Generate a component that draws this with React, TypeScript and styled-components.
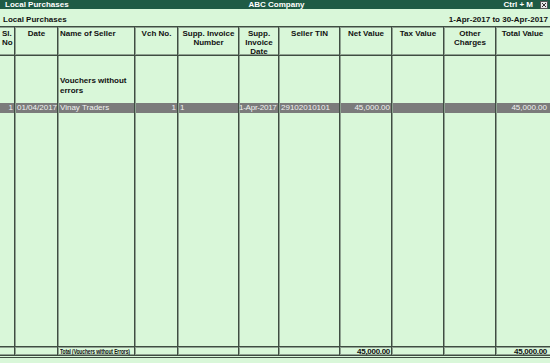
import React from 'react'
import styled, { createGlobalStyle } from 'styled-components'

const GlobalStyle = createGlobalStyle`
  html, body {
    margin: 0;
    padding: 0;
    background: #d9f7d9;
  }
  * {
    box-sizing: border-box;
  }
`

const COLS = '15px 43px 77px 43px 61px 40px 61px 52px 52px 52px 52px'
const LINE = '#3f4d42'
const HALO = '#8fa291'

const Screen = styled.div`
  width: 550px;
  height: 363px;
  overflow: hidden;
  background: #d9f7d9;
  font-family: 'Liberation Sans', Arial, sans-serif;
  font-size: 8px;
  color: #111;
  display: flex;
  flex-direction: column;
`

const TitleBar = styled.div`
  height: 9px;
  flex: none;
  background: #1f5b45;
  color: #fff;
  font-weight: bold;
  line-height: 9px;
  display: grid;
  grid-template-columns: 1fr auto 1fr;
  padding: 0 2px 0 5px;
`

const TitleLeft = styled.span``

const TitleCenter = styled.span`
  text-align: center;
`

const TitleRight = styled.span`
  display: flex;
  justify-content: flex-end;
  align-items: center;
  gap: 7px;
`

const CloseBox = styled.span`
  width: 8px;
  height: 8px;
  background: #e8e8e8;
  border: 1px solid #555;
  display: flex;
  align-items: center;
  justify-content: center;
`

const ReportHead = styled.div`
  height: 17px;
  flex: none;
  display: flex;
  justify-content: space-between;
  align-items: flex-end;
  font-weight: bold;
  padding: 0 2px 2px 3px;
  line-height: 9px;
`

const Row = styled.div<{ $h: number; $grey?: boolean; $top?: boolean; $bottom?: boolean }>`
  display: grid;
  grid-template-columns: ${COLS};
  height: ${(p) => p.$h}px;
  flex: none;
  background: ${(p) => (p.$grey ? '#7b7b7b' : 'transparent')};
  color: ${(p) => (p.$grey ? '#f2f2f2' : '#111')};
  border-top: ${(p) => (p.$top ? `1px solid ${LINE}` : 'none')};
  border-bottom: ${(p) => (p.$bottom ? `1px solid ${LINE}` : 'none')};
  box-shadow: ${(p) =>
    [p.$top ? `inset 0 1px 0 ${HALO}` : '', p.$bottom ? `inset 0 -1px 0 ${HALO}` : '']
      .filter(Boolean)
      .join(', ') || 'none'};
  line-height: ${(p) => (p.$grey ? '10px' : '9px')};
`

const FillRow = styled(Row)`
  flex: 1;
  height: auto;
`

const Cell = styled.div<{ $align?: 'left' | 'right' | 'center'; $flush?: boolean }>`
  border-right: 1px solid ${LINE};
  box-shadow: 1px 0 0 ${HALO};
  text-align: ${(p) => p.$align || 'left'};
  padding: ${(p) => (p.$flush ? '0' : '0 1px 0 2px')};
  white-space: nowrap;
  overflow: hidden;
  &:last-child {
    border-right: none;
    box-shadow: none;
  }
`

const HeadCell = styled(Cell)`
  white-space: normal;
  padding-top: 2px;
  font-weight: bold;
`

const GroupCell = styled(Cell)`
  white-space: normal;
  padding-top: 20px;
  font-weight: bold;
  line-height: 10px;
`

const Tight = styled.span`
  letter-spacing: -0.25px;
`

const Condensed = styled.span`
  display: inline-block;
  font-weight: bold;
  transform: scaleX(0.62);
  transform-origin: left center;
  letter-spacing: -0.2px;
`

const TotalNum = styled.span`
  font-weight: bold;
  letter-spacing: -0.3px;
`

const Footer = styled.div`
  height: 6px;
  flex: none;
  border-top: 1px solid ${LINE};
  margin-top: 1px;
`

const headers: { label: string; align: 'left' | 'center' }[] = [
  { label: 'Sl. No', align: 'left' },
  { label: 'Date', align: 'center' },
  { label: 'Name of Seller', align: 'left' },
  { label: 'Vch No.', align: 'center' },
  { label: 'Supp. Invoice Number', align: 'center' },
  { label: 'Supp. Invoice Date', align: 'center' },
  { label: 'Seller TIN', align: 'center' },
  { label: 'Net Value', align: 'center' },
  { label: 'Tax Value', align: 'center' },
  { label: 'Other Charges', align: 'center' },
  { label: 'Total Value', align: 'center' },
]

const emptyCells = (n: number) => Array.from({ length: n }, (_, i) => <Cell key={i} />)

export default function App() {
  return (
    <Screen>
      <GlobalStyle />
      <TitleBar>
        <TitleLeft>Local Purchases</TitleLeft>
        <TitleCenter>ABC Company</TitleCenter>
        <TitleRight>
          <span>Ctrl + M</span>
          <CloseBox>
            <svg width="6" height="6" viewBox="0 0 6 6">
              <path d="M1 1 L5 5 M5 1 L1 5" stroke="#333" strokeWidth="1" />
            </svg>
          </CloseBox>
        </TitleRight>
      </TitleBar>

      <ReportHead>
        <span>Local Purchases</span>
        <span>1-Apr-2017 to 30-Apr-2017</span>
      </ReportHead>

      <Row $h={30} $top $bottom>
        {headers.map((h) => (
          <HeadCell key={h.label} $align={h.align}>
            {h.label}
          </HeadCell>
        ))}
      </Row>

      <Row $h={47}>
        <Cell />
        <Cell />
        <GroupCell>Vouchers without errors</GroupCell>
        {emptyCells(8)}
      </Row>

      <Row $h={10} $grey>
        <Cell $align="right">1</Cell>
        <Cell>01/04/2017</Cell>
        <Cell>Vinay Traders</Cell>
        <Cell $align="right">1</Cell>
        <Cell>1</Cell>
        <Cell $flush>
          <Tight>1-Apr-2017</Tight>
        </Cell>
        <Cell>29102010101</Cell>
        <Cell $align="right">45,000.00</Cell>
        <Cell />
        <Cell />
        <Cell $align="right">45,000.00</Cell>
      </Row>

      <FillRow $h={0}>{emptyCells(11)}</FillRow>

      <Row $h={10} $top $bottom>
        <Cell />
        <Cell />
        <Cell>
          <Condensed>Total (Vouchers without Errors)</Condensed>
        </Cell>
        <Cell />
        <Cell />
        <Cell />
        <Cell />
        <Cell $align="right">
          <TotalNum>45,000.00</TotalNum>
        </Cell>
        <Cell />
        <Cell />
        <Cell $align="right">
          <TotalNum>45,000.00</TotalNum>
        </Cell>
      </Row>

      <Footer />
    </Screen>
  )
}
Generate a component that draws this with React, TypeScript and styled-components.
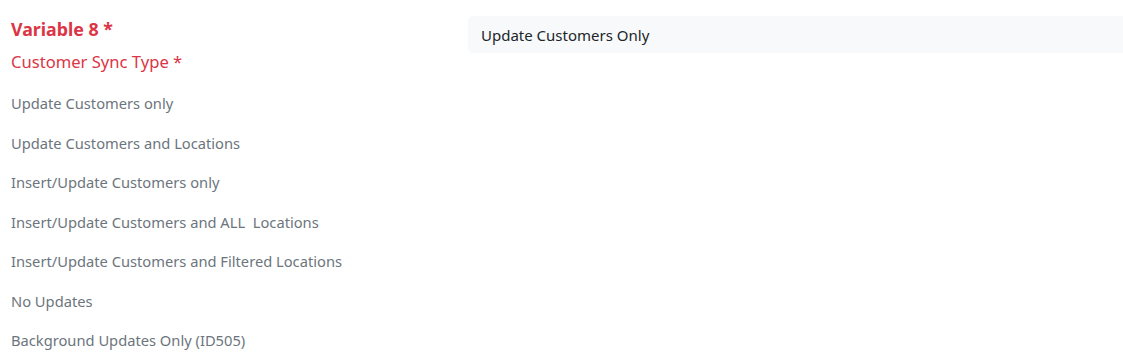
import React from "react";
import styled, { createGlobalStyle } from "styled-components";

const Global = createGlobalStyle`
  html, body { margin: 0; padding: 0; background: #ffffff; overflow: hidden; }
  body { font-family: "Noto Sans", "Open Sans", "Liberation Sans", sans-serif; }
`;

const Page = styled.div`
  display: flex;
  align-items: flex-start;
  padding: 16px 0 0 11px;
`;

const LeftColumn = styled.div`
  width: 457px;
  flex-shrink: 0;
  display: flex;
  flex-direction: column;
`;

const Title = styled.div`
  font-size: 17.8px;
  font-weight: 700;
  color: #dc3545;
  line-height: 26px;
`;

const Subtitle = styled.div`
  font-size: 16.6px;
  color: #dc3545;
  line-height: 24px;
  margin-top: 8px;
`;

const OptionList = styled.div`
  display: flex;
  flex-direction: column;
  margin-top: 10px;
`;

const Option = styled.div`
  font-size: 14.7px;
  color: #6c757d;
  line-height: 39.5px;
  white-space: pre;
`;

const ValueBox = styled.div`
  flex: 1;
  margin-right: -12px;
  background: #f8f9fa;
  border-radius: 5px;
  height: 37px;
  display: flex;
  align-items: center;
  padding-left: 13px;
  font-size: 15px;
  color: #212529;
`;

const options = [
  "Update Customers only",
  "Update Customers and Locations",
  "Insert/Update Customers only",
  "Insert/Update Customers and ALL  Locations",
  "Insert/Update Customers and Filtered Locations",
  "No Updates",
  "Background Updates Only (ID505)",
];

export default function App() {
  return (
    <>
      <Global />
      <Page>
        <LeftColumn>
          <Title>Variable 8 *</Title>
          <Subtitle>Customer Sync Type *</Subtitle>
          <OptionList>
            {options.map((o) => (
              <Option key={o}>{o}</Option>
            ))}
          </OptionList>
        </LeftColumn>
        <ValueBox>Update Customers Only</ValueBox>
      </Page>
    </>
  );
}
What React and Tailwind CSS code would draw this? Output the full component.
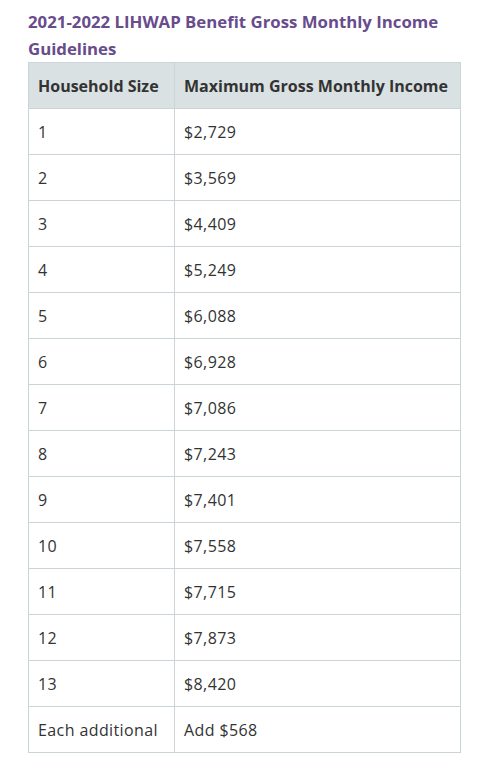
import React from "react";

const rows = [
  ["1", "$2,729"],
  ["2", "$3,569"],
  ["3", "$4,409"],
  ["4", "$5,249"],
  ["5", "$6,088"],
  ["6", "$6,928"],
  ["7", "$7,086"],
  ["8", "$7,243"],
  ["9", "$7,401"],
  ["10", "$7,558"],
  ["11", "$7,715"],
  ["12", "$7,873"],
  ["13", "$8,420"],
  ["Each additional", "Add $568"],
];

export default function App() {
  return (
    <div className="bg-white min-h-[775px] pl-[28px] pt-[8px] font-['Open_Sans',sans-serif]">
      <h3 className="text-[16.8px] font-bold leading-[27px] text-[#684c8c] w-[430px]">
        2021-2022 LIHWAP Benefit Gross Monthly Income Guidelines
      </h3>
      <table className="w-[433px] border-collapse text-[16px] text-[#333]">
        <thead>
          <tr className="bg-[#dae1e3] h-[46px]">
            <th className="border border-[#cbd4d6] pl-[9px] pr-[10px] text-left font-bold w-[146px] whitespace-nowrap">
              Household Size
            </th>
            <th className="border border-[#cbd4d6] pl-[9px] pr-[10px] text-left font-bold whitespace-nowrap">
              Maximum Gross Monthly Income
            </th>
          </tr>
        </thead>
        <tbody className="tracking-[0.4px]">
          {rows.map(([size, income]) => (
            <tr key={size} className="h-[46px]">
              <td className="border border-[#cbd4d6] pl-[9px] pr-[10px]">{size}</td>
              <td className="border border-[#cbd4d6] pl-[9px] pr-[10px]">{income}</td>
            </tr>
          ))}
        </tbody>
      </table>
    </div>
  );
}
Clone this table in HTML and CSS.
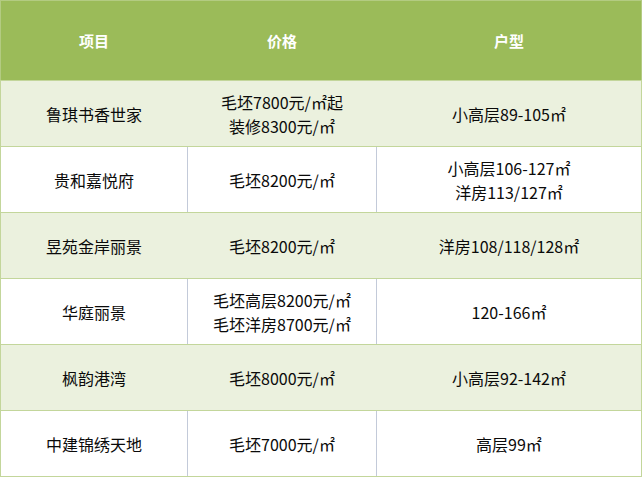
FILE: index.html
```html
<!DOCTYPE html>
<html lang="zh-CN">
<head>
<meta charset="utf-8">
<link rel="stylesheet" href="styles.css">
</head>
<body>
<div class="table">
  <div class="row head">
    <div class="cell">项目</div>
    <div class="cell">价格</div>
    <div class="cell">户型</div>
  </div>
  <div class="row alt">
    <div class="cell">鲁琪书香世家</div>
    <div class="cell">毛坯7800元/㎡起<br>装修8300元/㎡</div>
    <div class="cell">小高层89-105㎡</div>
  </div>
  <div class="row">
    <div class="cell">贵和嘉悦府</div>
    <div class="cell">毛坯8200元/㎡</div>
    <div class="cell">小高层106-127㎡<br>洋房113/127㎡</div>
  </div>
  <div class="row alt">
    <div class="cell">昱苑金岸丽景</div>
    <div class="cell">毛坯8200元/㎡</div>
    <div class="cell">洋房108/118/128㎡</div>
  </div>
  <div class="row">
    <div class="cell">华庭丽景</div>
    <div class="cell">毛坯高层8200元/㎡<br>毛坯洋房8700元/㎡</div>
    <div class="cell">120-166㎡</div>
  </div>
  <div class="row alt">
    <div class="cell">枫韵港湾</div>
    <div class="cell">毛坯8000元/㎡</div>
    <div class="cell">小高层92-142㎡</div>
  </div>
  <div class="row">
    <div class="cell">中建锦绣天地</div>
    <div class="cell">毛坯7000元/㎡</div>
    <div class="cell">高层99㎡</div>
  </div>
</div>
</body>
</html>
```
FILE: styles.css
```css
* { box-sizing: border-box; }
html, body { margin: 0; padding: 0; background: #ffffff; }
body {
  font-family: "Noto Sans CJK SC", "Noto Sans", sans-serif;
  font-size: 16px;
  color: #0a0a0a;
}
.table {
  width: 642px;
  display: flex;
  flex-direction: column;
}
.row {
  display: grid;
  grid-template-columns: 188px 189px 265px;
  height: 66px;
  border-bottom: 1px solid #c3d69b;
  background: #ffffff;
}
.row.head {
  height: 81px;
  background: #9bbb59;
  border-top: 1px solid #b3cb82;
  border-bottom-color: #c3d69b;
  color: #ffffff;
  font-weight: bold;
  font-size: 15px;
}
.row.alt { background: #ebf1de; }
.cell {
  display: flex;
  align-items: center;
  justify-content: center;
  text-align: center;
  line-height: 24px;
  border-right: 1px solid #c3cad9;
}
.cell:first-child { border-left: 1px solid #c3d69b; }
.cell:last-child { border-right-color: #c3d69b; }
.row.alt .cell:not(:last-child) { border-right-color: #ebf1de; }
.row.head .cell:not(:last-child) { border-right-color: #9bbb59; }
.row.head .cell:first-child { border-left-color: #b3cb82; }
.row.head .cell:last-child { border-right-color: #b3cb82; }
```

**Goal**
Of all the lines in the listing above, how many contain the word "table"? Answer with the number alone.

**Exercise answer**
5